One theory claims that before Leap Castle was erected, the elemental was summoned by Celtic Druids during a sacrificial ritual. It was brought into this dimension of reality to act as their guardian.
On Friday the 13th, 1307, King Philip IV of France ignited the Inquisition by charging the Knights Templar with heresy. Leaders of the organization were pulled from their castles, keeps, farms, vineyards, and homes. They were accused of worshiping a Pagan god. Some speculated it to be the demon Baphomet, or a Muslim deity which the Templars encountered while in the Holy Land. The Templars were also accused of keeping a magical “head” that helped them fight the crusades. The mysterious relic was rumored to be the offspring of the copulation between a young warrior and the corpse of his bride-to-be.

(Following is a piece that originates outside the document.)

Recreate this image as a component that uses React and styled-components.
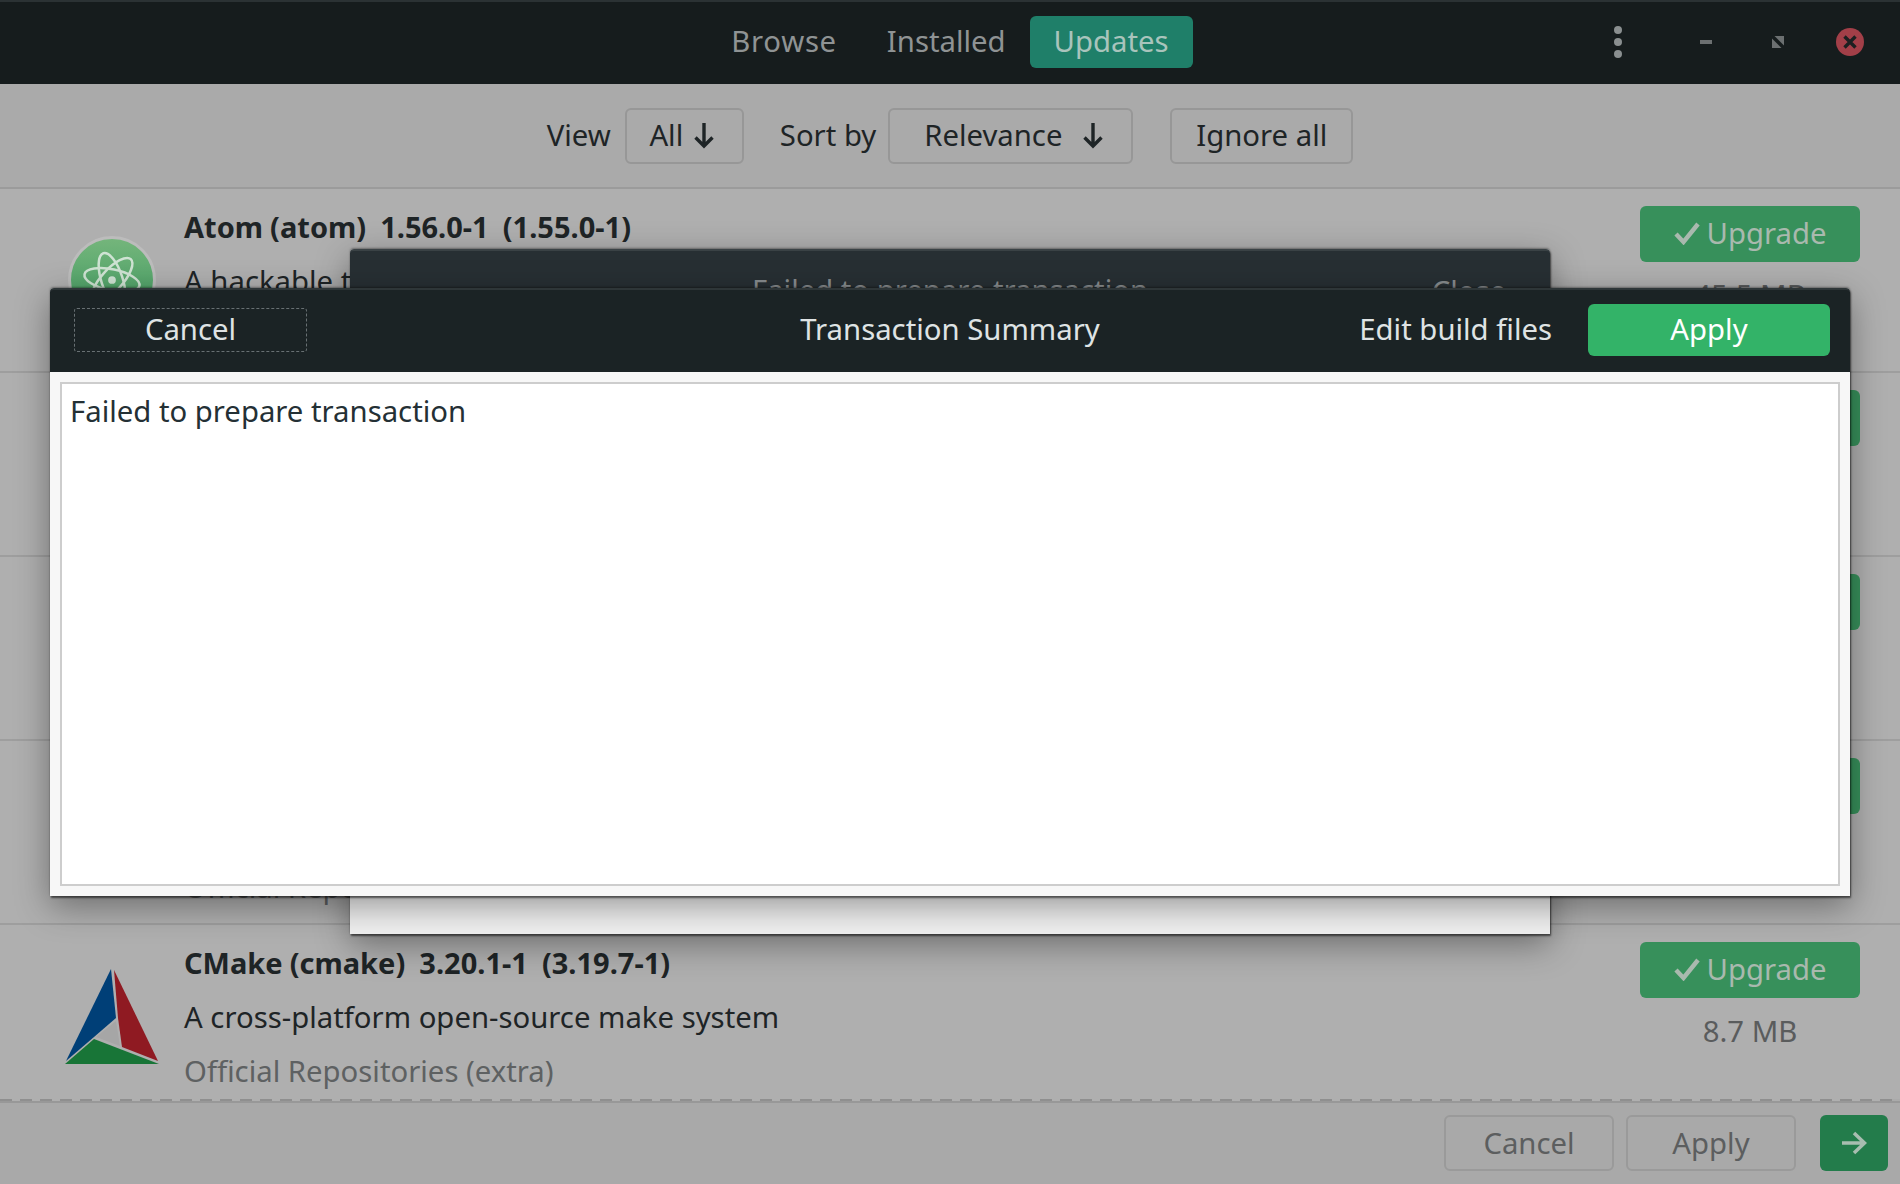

Empress Helena was the mother of Constantine, the emperor who made Christianity the official religion of Rome. Her pedigree is veiled in mystery and some scholars suspect she had a Pagan upbringing. In her later years she traveled to the Holy Land to seek out relics associated with Jesus Christ.
In 1348 the Plague spread across France. An especially virulent strain, it ravaged indiscriminately — young, old, rich, poor, pious or heretic — no one was immune. Jews were blamed for the malady. Many were tortured and burned at the stake after being accused of inflicting the peste on society.
Absinthe was created by Dr. Pierre Ordinaire around the time of the French Revolution. Traveling on horseback, he sold the concoction as a cure-all elixir across France and Switzerland. Absinthe would go on to become the subject of much debate. Rumored to cause hallucinations and madness, laws were passed starting in 1908, banning it in many European countries and the United States.